In our company, we are using Percona XtraDB Cluster operator to provide one MySQL cluster for each one of our customers due to internal reasons not worth diving into right now.
As our tests approach the final stages of development, we set Kubernetes resource limits to cap the RAM each PXC pod would be able to use but we had to remove this specific configuration because it appears the PXC pods can’t/won’t respect any memory boundaries. Once an OOM kills any PXC pod, usually in the middle of a regular workload, the cluster can’t come back online on it’s own and is precisely why we just turned the limit off for the time being.
As our undestanding of RAM usage in MySQL is limited and PXC also deploys the Galera replication, not to mention the RAM management done by Kubernetes could be a factor here, we are reaching out to see what could be done to enforce the resources as some configuration to mysqld and/or other programs so they never even allocate more RAM than they should, avoiding any OOM kill in the first place.
Currently, we are using my.cnf to configure the PXC pod, but to no avail. Any time we try to restore a database with huge INSERT INTO queries or other operations like that the pod inevitably allocates however much memory it wants to… Also, once allocated, the pods never deallocate it, hence possibly being a Kubernetes behavior after some memory spike.

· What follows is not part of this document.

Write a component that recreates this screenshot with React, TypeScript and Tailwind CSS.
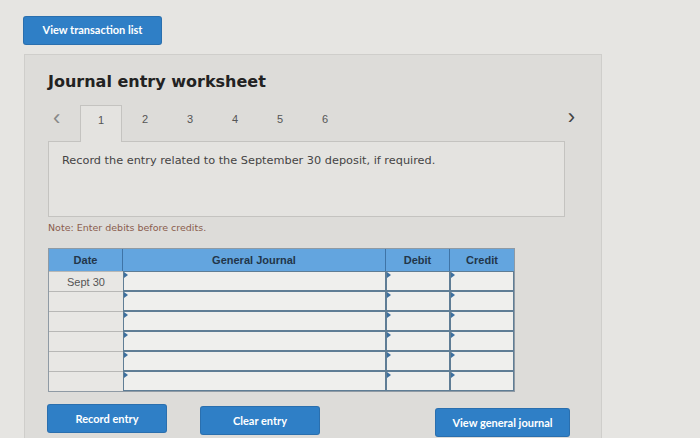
import React from "react";

const rows = [0, 1, 2, 3, 4, 5];

function Marker() {
  return (
    <span className="absolute left-0 top-0 w-0 h-0 border-t-[3px] border-b-[3px] border-l-[4px] border-t-transparent border-b-transparent border-l-[#3d6f9e]" />
  );
}

function InputCell({ w }: { w: string }) {
  return (
    <div className={`relative ${w} h-full border-[1.5px] border-[#5f7d95] bg-[#efefed]`}>
      <Marker />
    </div>
  );
}

export default function App() {
  const btn =
    "h-[27px] bg-[#2f7fc6] text-white text-[11px] font-bold flex items-center justify-center rounded-[2px] shadow-[0_0_0_1px_#2a6fae]";
  return (
    <div
      className="w-[700px] h-[438px] overflow-hidden bg-[#e6e5e2] pl-[24px] pt-[17px]"
      style={{ fontFamily: "Lato, 'Liberation Sans', sans-serif" }}
    >
      <div className={`${btn} w-[137px]`}>View transaction list</div>

      <div className="mt-[10px] w-[578px] h-[400px] border border-[#cfcecb] bg-[#dddcd9] pl-[23px] pt-[17px]">
        <h1
          className="text-[16px] leading-[20px] font-bold text-[#222]"
          style={{ fontFamily: "'DejaVu Sans', Verdana, sans-serif" }}
        >
          Journal entry worksheet
        </h1>

        <div
          className="mt-[13px] flex items-start h-[36px] w-[527px] text-[11px] text-[#555]"
          style={{ fontFamily: "'Liberation Sans', Arial, sans-serif" }}
        >
          <span className="w-[32px] pl-[5px] pt-[3px] text-[#888] text-[22px] leading-[20px] font-light">‹</span>
          <div className="w-[42px] h-[37px] border border-b-0 border-[#c4c3c0] bg-[#e4e3e0] flex justify-center pt-[6px] z-10">
            1
          </div>
          {["2", "3", "4", "5", "6"].map((n) => (
            <div key={n} className="w-[44px] flex justify-center pt-[6px] ml-[1px] first:ml-0">
              {n}
            </div>
          ))}
          <span className="ml-auto pt-[2px] text-[#444] text-[22px] leading-[20px]">›</span>
        </div>

        <div
          className="w-[517px] h-[76px] border border-[#c4c3c0] bg-[#e4e3e0] pl-[13px] pt-[11px] text-[11.3px] text-[#444]"
          style={{ fontFamily: "'DejaVu Sans', Verdana, sans-serif" }}
        >
          Record the entry related to the September 30 deposit, if required.
        </div>

        <div
          className="mt-[4px] text-[9.5px] text-[#8a5d4e]"
          style={{ fontFamily: "'DejaVu Sans', Verdana, sans-serif" }}
        >
          Note: Enter debits before credits.
        </div>

        <div
          className="mt-[13px] w-[467px] border border-[#8f9aa4]"
          style={{ fontFamily: "'Liberation Sans', Arial, sans-serif" }}
        >
          <div className="flex h-[22px] bg-[#63a5df] text-[11px] text-[#22364a] font-semibold">
            <div className="w-[74px] flex items-center justify-center border-r border-[#3f74a6]">Date</div>
            <div className="w-[263px] flex items-center justify-center border-r border-[#3f74a6]">General Journal</div>
            <div className="w-[64px] flex items-center justify-center border-r border-[#3f74a6]">Debit</div>
            <div className="flex-1 flex items-center justify-center">Credit</div>
          </div>
          {rows.map((r) => (
            <div key={r} className="flex h-[20px]">
              <div className="w-[74px] border-t border-[#b8b8b6] bg-[#e8e7e4] text-[11px] text-[#555] flex items-center justify-center">
                {r === 0 ? "Sept 30" : ""}
              </div>
              <InputCell w="w-[263px]" />
              <InputCell w="w-[64px]" />
              <InputCell w="flex-1" />
            </div>
          ))}
        </div>

        <div className="mt-[13px] flex items-start">
          <div className={`${btn} w-[118px]`}>Record entry</div>
          <div className={`${btn} w-[118px] ml-[35px] mt-[2px]`}>Clear entry</div>
          <div className={`${btn} w-[133px] ml-[117px] mt-[4px]`}>View general journal</div>
        </div>
      </div>
    </div>
  );
}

This is a huge problem since, as there will be a whole lot of clusters in our environment, we need to set a reasonably low memory usage to each pod as CPU/RAM is the bulk of our cost structure. Even considering the memory limit is an arbitrary value, the fact that we can’t even set 1GB as per the example is the problem we are trying to figure a solution for.
I did, yes.Keeping to the example configuration, I set them both to 1GB of RAM.The OOM kill occurs once the pod goes beyond that limit. We see this happening anytime a mysqldump is used to restore a database.

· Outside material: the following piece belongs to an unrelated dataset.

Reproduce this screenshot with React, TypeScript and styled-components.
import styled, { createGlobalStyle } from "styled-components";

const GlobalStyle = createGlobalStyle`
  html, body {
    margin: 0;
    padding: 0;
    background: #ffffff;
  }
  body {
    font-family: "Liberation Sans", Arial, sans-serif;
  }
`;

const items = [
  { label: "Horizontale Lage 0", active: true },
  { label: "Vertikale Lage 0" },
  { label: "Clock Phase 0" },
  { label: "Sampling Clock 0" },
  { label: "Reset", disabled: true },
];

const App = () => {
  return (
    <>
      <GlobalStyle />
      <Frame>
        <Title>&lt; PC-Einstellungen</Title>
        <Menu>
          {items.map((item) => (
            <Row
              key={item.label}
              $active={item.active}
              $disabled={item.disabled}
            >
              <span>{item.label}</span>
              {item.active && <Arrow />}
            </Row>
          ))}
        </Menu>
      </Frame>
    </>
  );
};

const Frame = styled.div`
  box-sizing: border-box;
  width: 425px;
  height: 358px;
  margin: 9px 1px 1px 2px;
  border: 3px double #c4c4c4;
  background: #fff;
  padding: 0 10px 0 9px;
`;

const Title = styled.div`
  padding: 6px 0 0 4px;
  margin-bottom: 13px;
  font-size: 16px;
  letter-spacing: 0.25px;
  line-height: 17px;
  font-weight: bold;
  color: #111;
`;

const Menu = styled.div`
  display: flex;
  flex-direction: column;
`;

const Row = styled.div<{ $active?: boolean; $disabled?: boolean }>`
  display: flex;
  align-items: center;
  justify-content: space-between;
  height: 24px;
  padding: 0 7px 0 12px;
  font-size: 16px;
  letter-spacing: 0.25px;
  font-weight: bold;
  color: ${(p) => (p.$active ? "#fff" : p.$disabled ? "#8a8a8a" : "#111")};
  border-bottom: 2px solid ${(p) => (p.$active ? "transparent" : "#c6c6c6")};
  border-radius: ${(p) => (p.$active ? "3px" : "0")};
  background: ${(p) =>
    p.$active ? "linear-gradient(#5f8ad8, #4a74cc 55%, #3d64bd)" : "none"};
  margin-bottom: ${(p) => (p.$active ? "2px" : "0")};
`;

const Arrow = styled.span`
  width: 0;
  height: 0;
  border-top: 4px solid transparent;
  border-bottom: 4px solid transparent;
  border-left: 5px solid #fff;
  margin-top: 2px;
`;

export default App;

All right, thanks for confirming. This is indeed suspicious. Would you mind filing a bug report here https://jira.percona.com/projects/K8SPXC ? If not i can do it for yourself. Obrigado!
can you show your my.cnf ? If you are using huge INSERT INTO that may force Galera to allocate memory to accommodate your transaction. How huge is huge INSERT INTO?
@vadimtk I’m attaching the my.cnf file below and I did more tests to gather information I hope helps in some capacity.
From one of the mysqldump files we have, I’ve isolated one table that usually triggers the memory spike and I’ve restored only said table. The SQL file (plaintext) has ~1.3G divided into 1255 INSERT INTO queires, yielding roughly 1.04MB per query (a simple division). This specific table does not have any blob column, it’s all text.
Using the configuration at the end, I imported the 1.3GB SQL. The result was a database with total size amounting to 1.72 GB (308.55 MB of index, 1.42 MB of data). And now the RAM is perennially at 1180 MB, 18% above the would be limit of 1GB in the example CR configuration.
Here is the file (mainly the default values we see in PXC):
@davi I think this is amount of memory that Galera requires to process mysqldump. It would be better if replication could respect memory limits, but it will allocate memory needed to handle transactions.
So, I’ve set my cluster on pause, than removed PVC on pod that was OOMkilled and start cluster again - works like a charm. But I still don’t understand main reason of this
Above Settings are not optimized for memory usage. tmp_table_size and max_heap_table_size allow each connection to use max 1G memory so it can easily run into OOM. I would suggest keeping it ~100M max, you can start with 32M
Thanks for suggesting about tmp and heap. But whats wrong with innodb_buffer_pool_chunk_size ? In my case
innodb_buffer_pool_size (6Gb) = innodb_buffer_pool_chunk_size (1Gb) * innodb_buffer_pool_instances (6)
In our experience after one year dealing with the OOMKill the best solution is to remove the memory limit so no enforcement ever happens.
As far as we know, there is no way to preemptively know how much RAM the PXC pod will eventually allocate. Also, in all our clusters with varying my.cfg configurations to each (e.g. varying buffer sizes), some PXC pods stabilize in some “random” RAM usage, others keeps going way further than the MySQL documentation suggests — as in innodb_buffer_pool_size below 1Gi and the allocated RAM above 2Gi.
Anyhow, the operator is amazing, besides this ever increasing RAM usage we don’t have any complain and not single operational problem after one year and more than 200 PXC clusters in production (OOMKill aside obviously)…
It seems my team has stumbled into the same issue. Our pxc pods start increasing memory consumption and then stabilizes outside of our initial memory request.
Have there been any updates as to what we can configure on pxc to properly handle this?